*DIRECTIONS FOR THIS TASK*: Sift the material for lines containing "Tailwind", and return them.

__________

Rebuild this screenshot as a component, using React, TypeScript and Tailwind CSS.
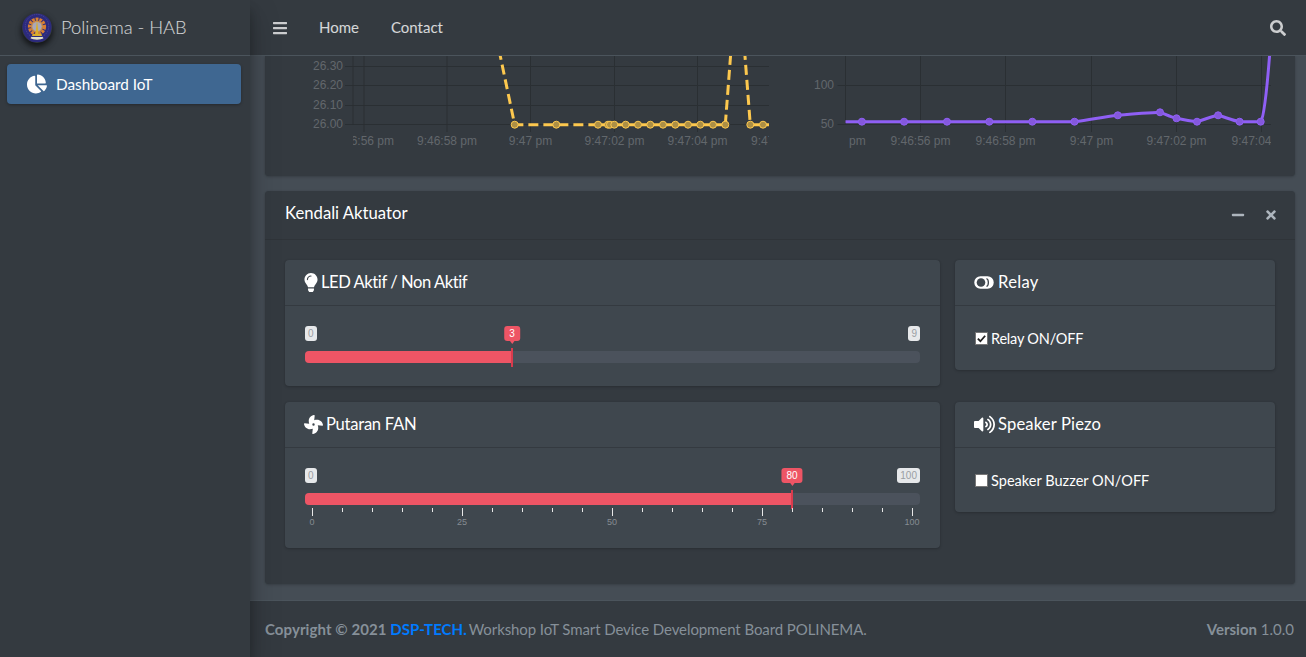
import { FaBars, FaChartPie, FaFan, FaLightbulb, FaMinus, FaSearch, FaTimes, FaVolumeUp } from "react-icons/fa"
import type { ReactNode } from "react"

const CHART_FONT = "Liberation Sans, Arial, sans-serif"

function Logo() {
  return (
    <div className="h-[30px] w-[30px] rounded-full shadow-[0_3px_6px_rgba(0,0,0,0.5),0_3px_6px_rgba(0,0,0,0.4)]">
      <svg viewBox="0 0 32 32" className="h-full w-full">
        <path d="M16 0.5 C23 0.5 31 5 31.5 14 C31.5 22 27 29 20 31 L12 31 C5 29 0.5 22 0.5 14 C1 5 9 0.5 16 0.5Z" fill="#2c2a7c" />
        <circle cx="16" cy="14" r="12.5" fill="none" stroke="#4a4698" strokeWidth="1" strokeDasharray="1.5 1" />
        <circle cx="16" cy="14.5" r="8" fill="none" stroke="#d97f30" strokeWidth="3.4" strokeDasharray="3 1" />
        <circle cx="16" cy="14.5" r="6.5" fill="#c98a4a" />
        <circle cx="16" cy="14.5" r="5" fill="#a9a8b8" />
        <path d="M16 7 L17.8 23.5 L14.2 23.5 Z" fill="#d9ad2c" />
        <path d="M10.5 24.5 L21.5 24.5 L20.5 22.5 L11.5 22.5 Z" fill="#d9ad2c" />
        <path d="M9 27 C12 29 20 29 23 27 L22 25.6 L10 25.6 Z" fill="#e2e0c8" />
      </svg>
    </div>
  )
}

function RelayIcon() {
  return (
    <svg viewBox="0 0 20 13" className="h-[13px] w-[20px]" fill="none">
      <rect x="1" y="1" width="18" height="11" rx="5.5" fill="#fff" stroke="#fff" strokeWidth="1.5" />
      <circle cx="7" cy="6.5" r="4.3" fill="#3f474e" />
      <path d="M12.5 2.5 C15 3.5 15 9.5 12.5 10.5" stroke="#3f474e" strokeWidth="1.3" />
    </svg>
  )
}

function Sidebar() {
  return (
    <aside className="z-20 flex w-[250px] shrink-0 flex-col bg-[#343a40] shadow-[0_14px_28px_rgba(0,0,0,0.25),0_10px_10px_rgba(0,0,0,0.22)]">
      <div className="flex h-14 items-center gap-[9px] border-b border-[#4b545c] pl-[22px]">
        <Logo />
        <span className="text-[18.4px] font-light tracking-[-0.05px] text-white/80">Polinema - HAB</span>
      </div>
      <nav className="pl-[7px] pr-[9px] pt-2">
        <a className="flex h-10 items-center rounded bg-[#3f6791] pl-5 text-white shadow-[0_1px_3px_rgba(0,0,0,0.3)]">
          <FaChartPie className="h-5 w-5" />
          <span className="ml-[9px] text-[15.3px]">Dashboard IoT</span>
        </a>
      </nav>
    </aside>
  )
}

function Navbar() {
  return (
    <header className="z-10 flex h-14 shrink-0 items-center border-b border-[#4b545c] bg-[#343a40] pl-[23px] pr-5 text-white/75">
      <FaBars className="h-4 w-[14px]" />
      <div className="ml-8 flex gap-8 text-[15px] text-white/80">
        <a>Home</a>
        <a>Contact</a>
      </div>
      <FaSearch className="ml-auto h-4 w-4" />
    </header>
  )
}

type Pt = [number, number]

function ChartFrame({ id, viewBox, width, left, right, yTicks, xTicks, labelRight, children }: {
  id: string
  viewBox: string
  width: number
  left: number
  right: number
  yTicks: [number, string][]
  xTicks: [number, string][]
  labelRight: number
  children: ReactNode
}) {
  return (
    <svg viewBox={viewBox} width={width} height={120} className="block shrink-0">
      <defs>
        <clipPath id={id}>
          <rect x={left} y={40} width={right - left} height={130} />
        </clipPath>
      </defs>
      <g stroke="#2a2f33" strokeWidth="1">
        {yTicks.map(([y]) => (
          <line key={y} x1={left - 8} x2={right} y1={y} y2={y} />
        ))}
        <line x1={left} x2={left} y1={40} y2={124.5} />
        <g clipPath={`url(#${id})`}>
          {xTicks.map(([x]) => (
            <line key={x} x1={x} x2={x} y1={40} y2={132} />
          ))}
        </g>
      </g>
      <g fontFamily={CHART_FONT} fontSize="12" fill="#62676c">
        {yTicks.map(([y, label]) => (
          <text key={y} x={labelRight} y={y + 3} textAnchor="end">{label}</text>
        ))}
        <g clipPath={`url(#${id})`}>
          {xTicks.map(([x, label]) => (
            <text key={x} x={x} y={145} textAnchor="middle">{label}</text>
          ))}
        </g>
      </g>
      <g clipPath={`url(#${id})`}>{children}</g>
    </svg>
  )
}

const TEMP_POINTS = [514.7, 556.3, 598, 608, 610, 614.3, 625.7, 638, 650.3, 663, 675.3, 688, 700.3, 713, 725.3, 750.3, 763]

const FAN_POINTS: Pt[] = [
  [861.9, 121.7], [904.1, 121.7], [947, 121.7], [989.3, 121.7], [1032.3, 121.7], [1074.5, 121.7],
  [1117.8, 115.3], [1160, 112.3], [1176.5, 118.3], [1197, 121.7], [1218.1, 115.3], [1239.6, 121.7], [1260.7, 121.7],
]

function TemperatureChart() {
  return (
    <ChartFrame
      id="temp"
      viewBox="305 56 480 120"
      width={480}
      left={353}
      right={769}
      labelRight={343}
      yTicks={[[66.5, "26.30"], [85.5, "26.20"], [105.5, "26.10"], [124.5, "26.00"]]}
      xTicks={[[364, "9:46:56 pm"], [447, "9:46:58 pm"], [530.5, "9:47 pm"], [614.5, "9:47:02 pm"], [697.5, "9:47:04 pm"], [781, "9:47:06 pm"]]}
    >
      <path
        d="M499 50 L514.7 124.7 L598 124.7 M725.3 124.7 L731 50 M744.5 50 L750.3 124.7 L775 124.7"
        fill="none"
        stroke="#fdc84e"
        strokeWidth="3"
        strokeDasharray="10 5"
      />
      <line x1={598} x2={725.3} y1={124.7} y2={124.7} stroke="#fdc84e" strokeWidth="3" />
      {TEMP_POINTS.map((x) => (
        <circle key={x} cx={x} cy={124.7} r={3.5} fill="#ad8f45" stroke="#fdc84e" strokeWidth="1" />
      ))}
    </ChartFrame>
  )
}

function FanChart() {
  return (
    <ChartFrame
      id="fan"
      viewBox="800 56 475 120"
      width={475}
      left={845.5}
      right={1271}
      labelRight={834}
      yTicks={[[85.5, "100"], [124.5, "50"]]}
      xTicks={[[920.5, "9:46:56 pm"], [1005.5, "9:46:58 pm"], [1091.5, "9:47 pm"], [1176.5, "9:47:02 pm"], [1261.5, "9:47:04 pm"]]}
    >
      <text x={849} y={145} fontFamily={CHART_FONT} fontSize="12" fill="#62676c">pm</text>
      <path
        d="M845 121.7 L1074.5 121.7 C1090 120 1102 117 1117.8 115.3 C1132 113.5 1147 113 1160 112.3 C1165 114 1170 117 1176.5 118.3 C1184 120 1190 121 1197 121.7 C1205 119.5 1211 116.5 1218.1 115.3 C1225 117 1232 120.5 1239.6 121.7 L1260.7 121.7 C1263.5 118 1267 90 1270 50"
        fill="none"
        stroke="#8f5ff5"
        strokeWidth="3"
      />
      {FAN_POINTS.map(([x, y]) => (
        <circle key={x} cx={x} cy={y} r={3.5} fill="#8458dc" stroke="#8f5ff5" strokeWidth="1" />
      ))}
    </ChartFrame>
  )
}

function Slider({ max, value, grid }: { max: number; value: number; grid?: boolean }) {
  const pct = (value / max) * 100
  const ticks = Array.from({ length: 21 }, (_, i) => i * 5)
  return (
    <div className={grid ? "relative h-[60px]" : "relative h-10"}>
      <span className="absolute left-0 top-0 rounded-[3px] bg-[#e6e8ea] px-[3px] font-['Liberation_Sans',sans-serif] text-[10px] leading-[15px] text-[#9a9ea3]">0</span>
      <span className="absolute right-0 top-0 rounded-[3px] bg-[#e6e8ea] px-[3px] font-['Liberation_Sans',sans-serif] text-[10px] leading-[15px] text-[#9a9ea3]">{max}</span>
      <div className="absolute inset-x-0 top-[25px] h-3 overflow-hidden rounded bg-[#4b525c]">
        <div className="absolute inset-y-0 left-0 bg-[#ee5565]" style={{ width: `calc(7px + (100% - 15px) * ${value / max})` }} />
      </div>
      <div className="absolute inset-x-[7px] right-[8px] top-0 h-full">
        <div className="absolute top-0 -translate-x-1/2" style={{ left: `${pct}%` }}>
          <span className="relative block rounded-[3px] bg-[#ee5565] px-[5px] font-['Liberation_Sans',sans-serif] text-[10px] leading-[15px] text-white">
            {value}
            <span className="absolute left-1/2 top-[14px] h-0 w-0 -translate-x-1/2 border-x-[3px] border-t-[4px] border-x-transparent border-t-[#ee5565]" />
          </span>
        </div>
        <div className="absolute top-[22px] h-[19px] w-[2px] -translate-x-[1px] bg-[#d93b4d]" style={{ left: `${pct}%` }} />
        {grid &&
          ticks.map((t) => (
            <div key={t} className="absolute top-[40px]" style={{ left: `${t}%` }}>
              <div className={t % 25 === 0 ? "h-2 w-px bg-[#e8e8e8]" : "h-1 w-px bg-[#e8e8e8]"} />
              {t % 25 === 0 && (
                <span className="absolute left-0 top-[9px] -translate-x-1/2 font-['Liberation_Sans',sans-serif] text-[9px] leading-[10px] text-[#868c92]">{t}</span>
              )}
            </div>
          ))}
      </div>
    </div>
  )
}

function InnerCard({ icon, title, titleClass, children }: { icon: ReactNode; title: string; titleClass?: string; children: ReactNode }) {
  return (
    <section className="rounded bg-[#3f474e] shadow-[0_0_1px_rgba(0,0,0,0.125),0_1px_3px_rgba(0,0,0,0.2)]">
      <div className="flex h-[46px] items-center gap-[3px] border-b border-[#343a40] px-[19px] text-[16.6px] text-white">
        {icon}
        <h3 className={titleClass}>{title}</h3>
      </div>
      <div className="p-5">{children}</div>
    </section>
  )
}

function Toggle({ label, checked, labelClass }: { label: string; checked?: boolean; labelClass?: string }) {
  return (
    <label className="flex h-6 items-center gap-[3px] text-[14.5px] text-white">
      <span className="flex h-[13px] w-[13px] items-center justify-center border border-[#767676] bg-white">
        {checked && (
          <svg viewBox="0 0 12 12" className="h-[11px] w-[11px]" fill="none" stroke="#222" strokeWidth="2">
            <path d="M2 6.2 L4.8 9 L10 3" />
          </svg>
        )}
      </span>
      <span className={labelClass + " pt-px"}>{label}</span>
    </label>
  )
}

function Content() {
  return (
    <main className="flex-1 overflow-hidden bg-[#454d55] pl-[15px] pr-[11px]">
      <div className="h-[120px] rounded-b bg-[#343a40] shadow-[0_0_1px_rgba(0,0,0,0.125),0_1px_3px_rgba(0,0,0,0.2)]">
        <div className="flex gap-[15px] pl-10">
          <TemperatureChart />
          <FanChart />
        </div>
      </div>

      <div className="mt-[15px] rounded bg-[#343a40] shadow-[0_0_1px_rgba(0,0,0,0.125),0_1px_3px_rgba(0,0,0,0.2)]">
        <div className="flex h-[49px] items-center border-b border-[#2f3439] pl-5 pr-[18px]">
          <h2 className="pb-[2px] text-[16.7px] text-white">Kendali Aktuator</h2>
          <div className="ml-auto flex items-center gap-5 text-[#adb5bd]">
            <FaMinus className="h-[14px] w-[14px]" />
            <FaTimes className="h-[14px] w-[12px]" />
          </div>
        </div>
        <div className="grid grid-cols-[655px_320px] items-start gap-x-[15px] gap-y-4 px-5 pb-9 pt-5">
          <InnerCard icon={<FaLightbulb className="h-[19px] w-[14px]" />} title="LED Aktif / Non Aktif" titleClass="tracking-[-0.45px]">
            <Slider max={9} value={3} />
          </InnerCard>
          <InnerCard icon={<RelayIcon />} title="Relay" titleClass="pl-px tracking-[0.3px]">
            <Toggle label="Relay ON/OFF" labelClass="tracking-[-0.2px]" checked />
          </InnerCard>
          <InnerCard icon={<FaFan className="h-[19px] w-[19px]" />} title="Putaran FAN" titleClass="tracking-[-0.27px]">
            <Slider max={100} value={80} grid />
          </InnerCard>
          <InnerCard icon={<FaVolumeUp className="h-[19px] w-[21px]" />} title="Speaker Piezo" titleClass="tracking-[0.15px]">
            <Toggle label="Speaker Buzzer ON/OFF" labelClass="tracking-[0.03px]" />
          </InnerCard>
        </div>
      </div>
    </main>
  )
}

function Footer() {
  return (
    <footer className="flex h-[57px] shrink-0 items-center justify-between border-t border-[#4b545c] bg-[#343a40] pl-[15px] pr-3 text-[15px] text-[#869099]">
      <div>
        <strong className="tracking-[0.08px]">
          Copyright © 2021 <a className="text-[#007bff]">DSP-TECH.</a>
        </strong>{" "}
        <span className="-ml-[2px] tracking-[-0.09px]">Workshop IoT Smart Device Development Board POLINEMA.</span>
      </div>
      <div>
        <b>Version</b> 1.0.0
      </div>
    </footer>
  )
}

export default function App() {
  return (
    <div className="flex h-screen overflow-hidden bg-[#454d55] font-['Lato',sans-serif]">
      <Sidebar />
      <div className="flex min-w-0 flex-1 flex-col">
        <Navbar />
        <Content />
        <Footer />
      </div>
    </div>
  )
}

__________

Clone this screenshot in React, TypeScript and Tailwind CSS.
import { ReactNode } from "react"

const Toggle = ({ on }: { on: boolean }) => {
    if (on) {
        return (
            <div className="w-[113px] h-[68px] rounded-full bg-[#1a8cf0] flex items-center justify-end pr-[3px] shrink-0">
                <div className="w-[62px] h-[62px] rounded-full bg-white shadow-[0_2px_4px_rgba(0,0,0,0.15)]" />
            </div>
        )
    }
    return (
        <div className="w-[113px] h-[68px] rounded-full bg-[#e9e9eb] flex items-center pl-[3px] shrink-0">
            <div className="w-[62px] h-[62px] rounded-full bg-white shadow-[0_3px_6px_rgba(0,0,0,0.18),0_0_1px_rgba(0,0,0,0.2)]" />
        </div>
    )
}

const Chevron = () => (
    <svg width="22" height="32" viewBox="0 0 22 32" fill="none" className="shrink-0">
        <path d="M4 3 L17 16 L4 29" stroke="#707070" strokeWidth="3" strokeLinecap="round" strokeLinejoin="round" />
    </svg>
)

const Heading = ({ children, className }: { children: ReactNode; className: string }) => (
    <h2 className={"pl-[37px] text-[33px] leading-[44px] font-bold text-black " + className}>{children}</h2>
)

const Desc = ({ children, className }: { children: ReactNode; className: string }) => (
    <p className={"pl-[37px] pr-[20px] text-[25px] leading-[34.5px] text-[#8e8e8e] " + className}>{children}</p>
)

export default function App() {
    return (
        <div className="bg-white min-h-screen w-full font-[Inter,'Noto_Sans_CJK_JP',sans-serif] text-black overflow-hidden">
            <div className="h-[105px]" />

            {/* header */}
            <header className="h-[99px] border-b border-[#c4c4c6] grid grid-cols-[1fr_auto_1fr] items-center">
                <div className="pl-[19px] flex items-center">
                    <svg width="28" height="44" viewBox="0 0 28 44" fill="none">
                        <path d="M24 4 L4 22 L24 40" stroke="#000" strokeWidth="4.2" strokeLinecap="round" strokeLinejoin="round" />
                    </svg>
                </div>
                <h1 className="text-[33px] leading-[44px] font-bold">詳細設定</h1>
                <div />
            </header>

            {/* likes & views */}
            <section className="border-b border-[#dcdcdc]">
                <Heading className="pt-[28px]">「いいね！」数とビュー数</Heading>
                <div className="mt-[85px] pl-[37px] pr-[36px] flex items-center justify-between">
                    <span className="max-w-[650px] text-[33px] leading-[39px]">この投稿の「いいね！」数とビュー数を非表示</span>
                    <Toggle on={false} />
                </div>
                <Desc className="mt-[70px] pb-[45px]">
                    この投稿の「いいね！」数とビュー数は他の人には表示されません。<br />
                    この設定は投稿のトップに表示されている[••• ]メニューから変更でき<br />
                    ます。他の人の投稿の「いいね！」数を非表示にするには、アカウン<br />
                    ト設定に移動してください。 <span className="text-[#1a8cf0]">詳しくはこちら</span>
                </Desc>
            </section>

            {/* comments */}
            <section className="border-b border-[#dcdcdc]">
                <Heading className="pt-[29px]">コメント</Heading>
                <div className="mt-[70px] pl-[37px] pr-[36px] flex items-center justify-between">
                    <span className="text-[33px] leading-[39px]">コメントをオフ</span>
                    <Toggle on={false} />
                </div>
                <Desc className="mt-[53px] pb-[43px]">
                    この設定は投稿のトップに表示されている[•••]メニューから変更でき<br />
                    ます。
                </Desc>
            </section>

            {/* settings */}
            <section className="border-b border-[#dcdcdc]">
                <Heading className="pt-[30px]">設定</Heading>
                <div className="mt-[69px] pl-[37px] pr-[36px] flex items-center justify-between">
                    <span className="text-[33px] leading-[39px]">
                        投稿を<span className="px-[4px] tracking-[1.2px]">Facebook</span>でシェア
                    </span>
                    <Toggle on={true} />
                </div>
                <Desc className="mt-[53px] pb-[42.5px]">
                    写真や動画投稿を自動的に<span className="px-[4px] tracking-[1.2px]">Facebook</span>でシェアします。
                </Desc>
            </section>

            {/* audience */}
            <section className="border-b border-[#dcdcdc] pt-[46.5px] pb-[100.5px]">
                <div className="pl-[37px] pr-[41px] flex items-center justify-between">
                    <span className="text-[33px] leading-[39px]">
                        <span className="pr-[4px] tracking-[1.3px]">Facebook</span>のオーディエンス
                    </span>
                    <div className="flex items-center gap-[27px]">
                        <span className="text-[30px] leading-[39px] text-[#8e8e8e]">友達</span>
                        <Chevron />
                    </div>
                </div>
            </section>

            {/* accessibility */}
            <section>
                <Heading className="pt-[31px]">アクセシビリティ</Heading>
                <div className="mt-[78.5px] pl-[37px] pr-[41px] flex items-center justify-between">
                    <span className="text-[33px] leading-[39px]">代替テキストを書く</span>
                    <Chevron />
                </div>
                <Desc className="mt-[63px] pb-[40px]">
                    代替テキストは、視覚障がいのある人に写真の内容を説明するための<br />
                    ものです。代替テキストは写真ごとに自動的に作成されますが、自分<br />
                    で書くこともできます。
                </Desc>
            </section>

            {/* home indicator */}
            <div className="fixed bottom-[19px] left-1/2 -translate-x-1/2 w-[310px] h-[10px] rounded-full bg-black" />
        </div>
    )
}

__________

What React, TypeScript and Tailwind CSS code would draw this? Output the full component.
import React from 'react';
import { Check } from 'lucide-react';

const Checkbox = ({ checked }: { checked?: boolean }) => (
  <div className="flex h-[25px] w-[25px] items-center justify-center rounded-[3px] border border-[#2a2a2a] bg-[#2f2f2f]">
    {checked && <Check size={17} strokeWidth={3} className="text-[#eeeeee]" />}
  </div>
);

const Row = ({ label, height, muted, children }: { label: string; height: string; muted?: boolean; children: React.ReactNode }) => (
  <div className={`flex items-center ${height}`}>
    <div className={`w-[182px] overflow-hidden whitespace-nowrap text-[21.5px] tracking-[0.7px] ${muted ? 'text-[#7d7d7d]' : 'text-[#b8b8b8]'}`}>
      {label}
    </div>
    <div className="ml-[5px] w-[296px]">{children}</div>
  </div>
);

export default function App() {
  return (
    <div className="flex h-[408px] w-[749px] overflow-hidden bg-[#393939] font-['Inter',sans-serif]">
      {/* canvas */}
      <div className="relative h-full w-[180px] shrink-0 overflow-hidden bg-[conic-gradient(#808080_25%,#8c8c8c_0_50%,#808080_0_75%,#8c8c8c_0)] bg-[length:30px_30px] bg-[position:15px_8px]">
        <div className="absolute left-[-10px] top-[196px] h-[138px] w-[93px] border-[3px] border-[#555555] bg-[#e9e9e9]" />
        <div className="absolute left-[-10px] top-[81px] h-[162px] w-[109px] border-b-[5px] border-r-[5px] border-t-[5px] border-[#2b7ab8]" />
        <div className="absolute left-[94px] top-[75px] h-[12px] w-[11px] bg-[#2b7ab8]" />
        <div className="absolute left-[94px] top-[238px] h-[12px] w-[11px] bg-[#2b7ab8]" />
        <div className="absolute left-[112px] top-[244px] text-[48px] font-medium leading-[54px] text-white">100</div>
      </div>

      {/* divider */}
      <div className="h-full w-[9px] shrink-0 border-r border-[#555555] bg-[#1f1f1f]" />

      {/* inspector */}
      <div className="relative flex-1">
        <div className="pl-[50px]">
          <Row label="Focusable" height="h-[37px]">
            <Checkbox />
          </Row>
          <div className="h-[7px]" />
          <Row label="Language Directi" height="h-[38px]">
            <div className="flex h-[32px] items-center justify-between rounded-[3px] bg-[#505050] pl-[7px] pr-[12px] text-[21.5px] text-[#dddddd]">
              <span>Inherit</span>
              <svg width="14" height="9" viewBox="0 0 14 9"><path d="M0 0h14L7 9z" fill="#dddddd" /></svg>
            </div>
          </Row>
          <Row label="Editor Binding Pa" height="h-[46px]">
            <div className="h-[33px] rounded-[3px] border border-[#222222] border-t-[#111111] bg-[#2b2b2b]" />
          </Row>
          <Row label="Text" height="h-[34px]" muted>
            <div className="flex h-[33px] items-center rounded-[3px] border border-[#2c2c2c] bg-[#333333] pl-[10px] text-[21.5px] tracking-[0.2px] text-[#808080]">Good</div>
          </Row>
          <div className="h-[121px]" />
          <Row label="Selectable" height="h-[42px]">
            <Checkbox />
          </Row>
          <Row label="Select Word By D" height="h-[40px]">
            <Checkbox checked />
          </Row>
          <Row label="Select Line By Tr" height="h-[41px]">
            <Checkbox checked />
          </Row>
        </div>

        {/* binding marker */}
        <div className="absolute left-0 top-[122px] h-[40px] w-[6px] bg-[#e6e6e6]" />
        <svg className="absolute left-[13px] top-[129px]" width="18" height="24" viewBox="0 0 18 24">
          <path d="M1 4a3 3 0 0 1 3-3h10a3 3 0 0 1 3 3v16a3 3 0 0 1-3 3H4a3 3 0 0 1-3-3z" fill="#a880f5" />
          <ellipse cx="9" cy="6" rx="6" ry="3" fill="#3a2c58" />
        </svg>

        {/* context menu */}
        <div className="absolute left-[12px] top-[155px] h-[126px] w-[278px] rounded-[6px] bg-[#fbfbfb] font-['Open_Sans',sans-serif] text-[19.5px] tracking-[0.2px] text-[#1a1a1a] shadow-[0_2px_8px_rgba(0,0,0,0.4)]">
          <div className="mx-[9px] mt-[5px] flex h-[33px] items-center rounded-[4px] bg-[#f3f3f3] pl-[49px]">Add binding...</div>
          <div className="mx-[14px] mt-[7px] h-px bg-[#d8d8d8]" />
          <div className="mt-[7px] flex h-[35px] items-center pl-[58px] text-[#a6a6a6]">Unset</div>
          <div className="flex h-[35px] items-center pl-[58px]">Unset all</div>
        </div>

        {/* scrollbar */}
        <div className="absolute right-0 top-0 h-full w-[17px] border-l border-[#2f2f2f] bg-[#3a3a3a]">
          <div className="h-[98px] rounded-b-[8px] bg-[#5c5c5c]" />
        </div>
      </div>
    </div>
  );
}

__________

*RESULT BELOW*:
Rebuild this screenshot as a component, using React, TypeScript and Tailwind CSS.
Clone this screenshot in React, TypeScript and Tailwind CSS.
What React, TypeScript and Tailwind CSS code would draw this? Output the full component.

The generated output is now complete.